On the strategic level, any mistake, or in some cases legal and proportional response, by a Western army will be deliberately exploited and manipulated in order to produce international outcry and condemnation.
And in sophisticated groupings such as Hamas and Hizballah, the media will be exploited also as a critical implement of their military strategy.
Thus in April 2004 as Coalition forces fought to wrest the Iraqi town of Fallujah from Al Qaida’s control the media reports screamed of a US bombardment of a mosque.
The reality of that day was that five US Marines were wounded by fire from that mosque and that the Marine commander on the ground exercised great care and restraint, only allowing fire to be directed upon the outer wall of the building.
Despite this, the damage was done and the impression that we had levelled a mosque indiscriminately was firmly established.
In Gaza, according to residents there, Hamas fighters who previously wore black or khaki uniforms, discarded them when Operation Cast Lead began, to blend in with the crowds and use them as human shields.
We have of course seen all this before, in Lebanon, in Iraq and in Afghanistan.
Today, British soldiers patrolling in Helmand Province will come under sustained rocket, machine-gun and small-arms fire from within a populated village or a network of farming complexes containing local men, women and children.

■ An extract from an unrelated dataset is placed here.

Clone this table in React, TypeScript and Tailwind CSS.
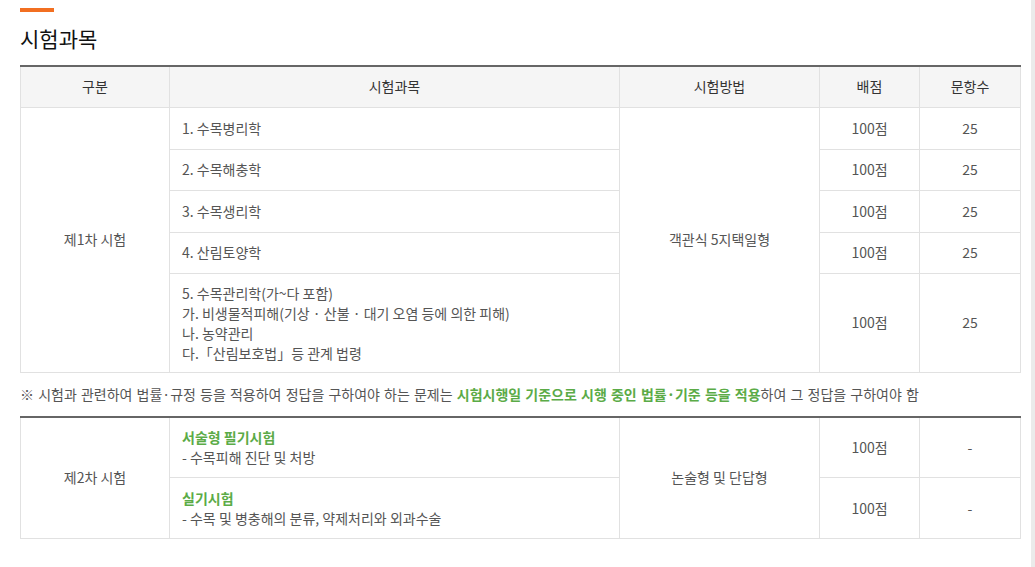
import React from "react";

const font = { fontFamily: '"Noto Sans CJK KR", "Noto Sans", sans-serif' };

const th = "border border-[#e1e1e1] bg-[#f5f5f5] text-[14px] font-normal text-[#333] text-center";
const td = "border border-[#e1e1e1] text-[14px] text-[#555] text-center";
const tdl = "border border-[#e1e1e1] text-[14px] text-[#555] text-left pl-[12px]";

export default function App() {
  return (
    <div className="flex w-[1035px] h-[567px] bg-white overflow-hidden" style={font}>
      <div className="w-[1031px] pt-[8px] pl-[20px] pr-[11px]">
        <div className="w-[34px] h-[4px] bg-[#f26f21]" />
        <h2 className="mt-[12px] text-[21px] leading-[28px] text-[#111] font-normal">시험과목</h2>
        <table className="mt-[13px] w-[1000px] border-collapse table-fixed border-t-2 border-t-[#666]">
          <colgroup>
            <col className="w-[149px]" />
            <col className="w-[450px]" />
            <col className="w-[200px]" />
            <col className="w-[100px]" />
            <col className="w-[101px]" />
          </colgroup>
          <thead>
            <tr className="h-[41px]">
              <th className={th + " border-t-2 border-t-[#666]"}>구분</th>
              <th className={th + " border-t-2 border-t-[#666]"}>시험과목</th>
              <th className={th + " border-t-2 border-t-[#666]"}>시험방법</th>
              <th className={th + " border-t-2 border-t-[#666]"}>배점</th>
              <th className={th + " border-t-2 border-t-[#666]"}>문항수</th>
            </tr>
          </thead>
          <tbody>
            <tr className="h-[42px]">
              <td className={td} rowSpan={5}>제1차 시험</td>
              <td className={tdl}>1. 수목병리학</td>
              <td className={td} rowSpan={5}>객관식 5지택일형</td>
              <td className={td}>100점</td>
              <td className={td}>25</td>
            </tr>
            <tr className="h-[41px]">
              <td className={tdl}>2. 수목해충학</td>
              <td className={td}>100점</td>
              <td className={td}>25</td>
            </tr>
            <tr className="h-[42px]">
              <td className={tdl}>3. 수목생리학</td>
              <td className={td}>100점</td>
              <td className={td}>25</td>
            </tr>
            <tr className="h-[41px]">
              <td className={tdl}>4. 산림토양학</td>
              <td className={td}>100점</td>
              <td className={td}>25</td>
            </tr>
            <tr className="h-[99px]">
              <td className={tdl + " leading-[20px]"}>
                5. 수목관리학(가~다 포함)
                <br />가. 비생물적피해(기상 · 산불 · 대기 오염 등에 의한 피해)
                <br />나. 농약관리
                <br />다.「산림보호법」등 관계 법령
              </td>
              <td className={td}>100점</td>
              <td className={td}>25</td>
            </tr>
          </tbody>
        </table>
        <p className="mt-[11px] text-[14px] leading-[20px] text-[#555] [word-spacing:1px]">
          ※ 시험과 관련하여 법률·규정 등을 적용하여 정답을 구하여야 하는 문제는{" "}
          <span className="font-bold text-[#5bab47]">시험시행일 기준으로 시행 중인 법률·기준 등을 적용</span>
          하여 그 정답을 구하여야 함
        </p>
        <table className="mt-[12px] w-[1000px] border-collapse table-fixed">
          <colgroup>
            <col className="w-[149px]" />
            <col className="w-[450px]" />
            <col className="w-[200px]" />
            <col className="w-[100px]" />
            <col className="w-[101px]" />
          </colgroup>
          <tbody>
            <tr className="h-[61px]">
              <td className={td + " border-t-2 border-t-[#666]"} rowSpan={2}>제2차 시험</td>
              <td className={tdl + " leading-[20px] border-t-2 border-t-[#666]"}>
                <span className="font-bold text-[#5bab47]">서술형 필기시험</span>
                <br />- 수목피해 진단 및 처방
              </td>
              <td className={td + " border-t-2 border-t-[#666]"} rowSpan={2}>논술형 및 단답형</td>
              <td className={td + " border-t-2 border-t-[#666]"}>100점</td>
              <td className={td + " border-t-2 border-t-[#666]"}>-</td>
            </tr>
            <tr className="h-[61px]">
              <td className={tdl + " leading-[20px]"}>
                <span className="font-bold text-[#5bab47]">실기시험</span>
                <br />- 수목 및 병충해의 분류, 약제처리와 외과수술
              </td>
              <td className={td}>100점</td>
              <td className={td}>-</td>
            </tr>
          </tbody>
        </table>
      </div>
      <div className="w-[4px] h-full bg-[#ebebeb]" />
    </div>
  );
}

The British will return fire, with as much caution as possible.
Rather than drop a 500 pound bomb onto the enemy from the air, to avoid civilian casualties, they will assault through the village, placing their own lives at greater risk. They might face booby traps or mines as they clear through.
When they get into the village there is no sign of the enemy. Instead, the same people that were shooting at them twenty minutes ago, now unrecognised by them, will be tilling the land, waving, smiling and talking cheerfully to the soldiers.
These same insurgents will mine roads used by British vehicles and tracks used by foot patrols. Many soldiers have lost their legs or their lives in such attacks.
There is of course no question of minefields being marked, as is required under international law. The idea would be preposterous, but although one of the clearest tenets of the laws of war, is rarely if ever commented on by the media.
Like Hamas in Gaza, the Taliban in southern Afghanistan are masters at shielding themselves behind the civilian population and then melting in among them for protection.